Sofia Coppola Talks Priscilla Presley in W Magazine Vol-5 2023 by Steven Meisel

Reading about Sofia Coppola’s young-girl life, we learn just how much time the entire Francis Ford Coppola family spent away from their home in California’s Napa Valley.

Coppola is styled by Karl Templer in an abundance of Chanel Haute Couture in images by Steven Meisel [IG]. Additional luxury names include Dries Van Noten, Hermes, Prada, Schiaparelli and more. Spectacular jewelry is from Cartier.

After the first few paragraph’s of the director’s W Magazine Originals 2023 interview with Lynn Hirschberg in New York, Anne muttered “she sounds like an army brat”.

That’s exactly how Sofia Coppola described herself a few words later:

“I was like an Army brat—always going to different schools in different towns. All that moving around has helped me: I’m good at being in new situations all the time. And it’s one of the reasons why I can relate to Priscilla. She actually was an Army brat.”

Priscilla Presley is the focus of the younger Coppola’s new film Priscilla, in theaters November 3.

Presley’s memoir, Elvis and Me, with ‘me’ played by American actor Cailee Spaeny, tells the story of Elvis and Priscilla Presley from their first meeting on a military base in Germany to the end of the marriage 14 years latter. The tabloid-making, divorce-decision headline was Priscilla’s decision.

Nothing about the marriage was ordinary. Priscilla was age 14 when she met Elvis and age 17 when her parents agreed to let her live at Elvis’ home Graceland.

“By day, Priscilla went to Catholic school in Memphis for her senior year, and at night she would party with Elvis,” Coppola continued with Hirschberg.

Today the Memphis Graceland ‘home’ is a 200,000 square foot entertainment complex with museums, restaurants, gift shops and more. For under $20, you can buy both a Graceland picture frame and a set of coasters.

Millions of women can relate to the director’s reflection about her own young woman’s life. Pining for a young man who wasn’t interested in her, Coppola says she can relate to Priscilla’s short-term lack of need to develop her own self-identity because it was so much easier to be the girlfriend of some guy and assume his identity.

Coppola says that Priscilla lost her identity in Elvis’ persona for those 14 years.
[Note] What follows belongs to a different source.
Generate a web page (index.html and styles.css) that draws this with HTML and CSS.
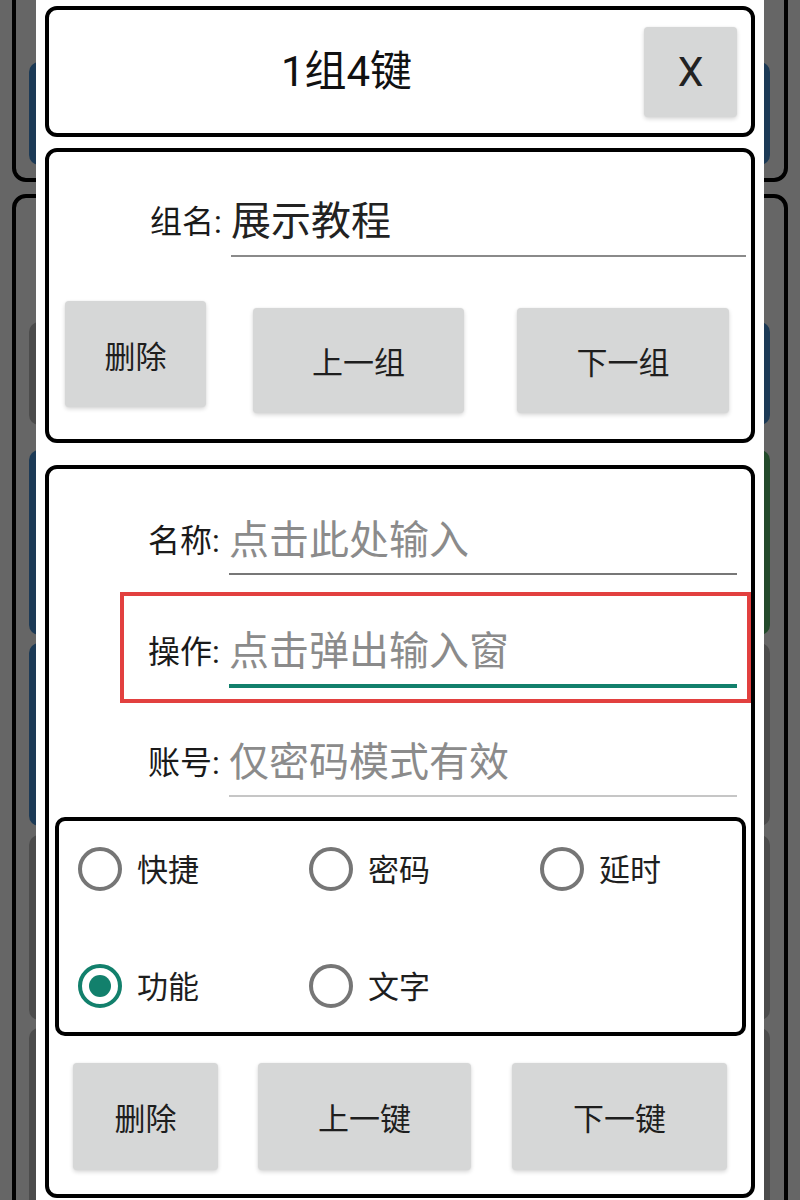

In reality, having met him at such a young age, she never worked internally to understand her own value in her own eyes.

We should underscore the reality that woman as helpmate is exactly how most institutions, including monotheistic religions with a male God, have defined women’s roles.

No offence is intended to the LGBTQIA community, but women’s roles have been since monotheism to bear his children, run the household, support the church and be active in related civic communnities that support that hierarchy.

AOC skips over much more interview dialogue about the film to Sofia’s fashion world choices. In addition to Priscilla, there’s her book Sofia Coppola Archive 1999–2023, which is a collection of photos taken on the sets of all her films. Note that Chanel cohosted the book publication party with W Magazine on September 24.

Coppola also has her capsule collection for Barrie, the Scottish cashmere company owned by Chanel. WWD announced the collab in June, but didn’t note that Barrie is owned by Chanel since 2012.

Writing about about Bruno Cucinelli’s humanism philosophy this week, I noted in my research that his significant investment in Cariaggi Lanificio SpA and Cucinelli’s supplier of the finest cashmere was extended to 49% ownership with additional investment by Chanel.

Sofia Coppola is a Chanel ambassador, so of course she is creating a cashmere capsule for Barrie, a brand she says she has long loved. WWD reminded readers that Chanel has invested in over 40 suppliers for years — a trend they share with LVMH and probably Kering.

Closing out the Lynn Hirschberg interview with Sofia Coppola, the director shares that she visited Graceland when her father was filming The Rainmaker in Memphis.

“Truthfully, I was never that interested in Elvis,” she said. “I liked that he was committed to style, but his personality didn’t intrigue me at the time.”

Sofia Coppola was far more interested in Priscilla Presley.

“I was so impressed that Priscilla left Elvis,” Coppola explained. “She was always trying to be his fantasy, his ideal woman. I think about my mom’s generation and how hard it was to be independent. Women without any power or money at that time had nothing when they left their husbands. Priscilla had courage, and that seemed, to me, to be a universal theme.”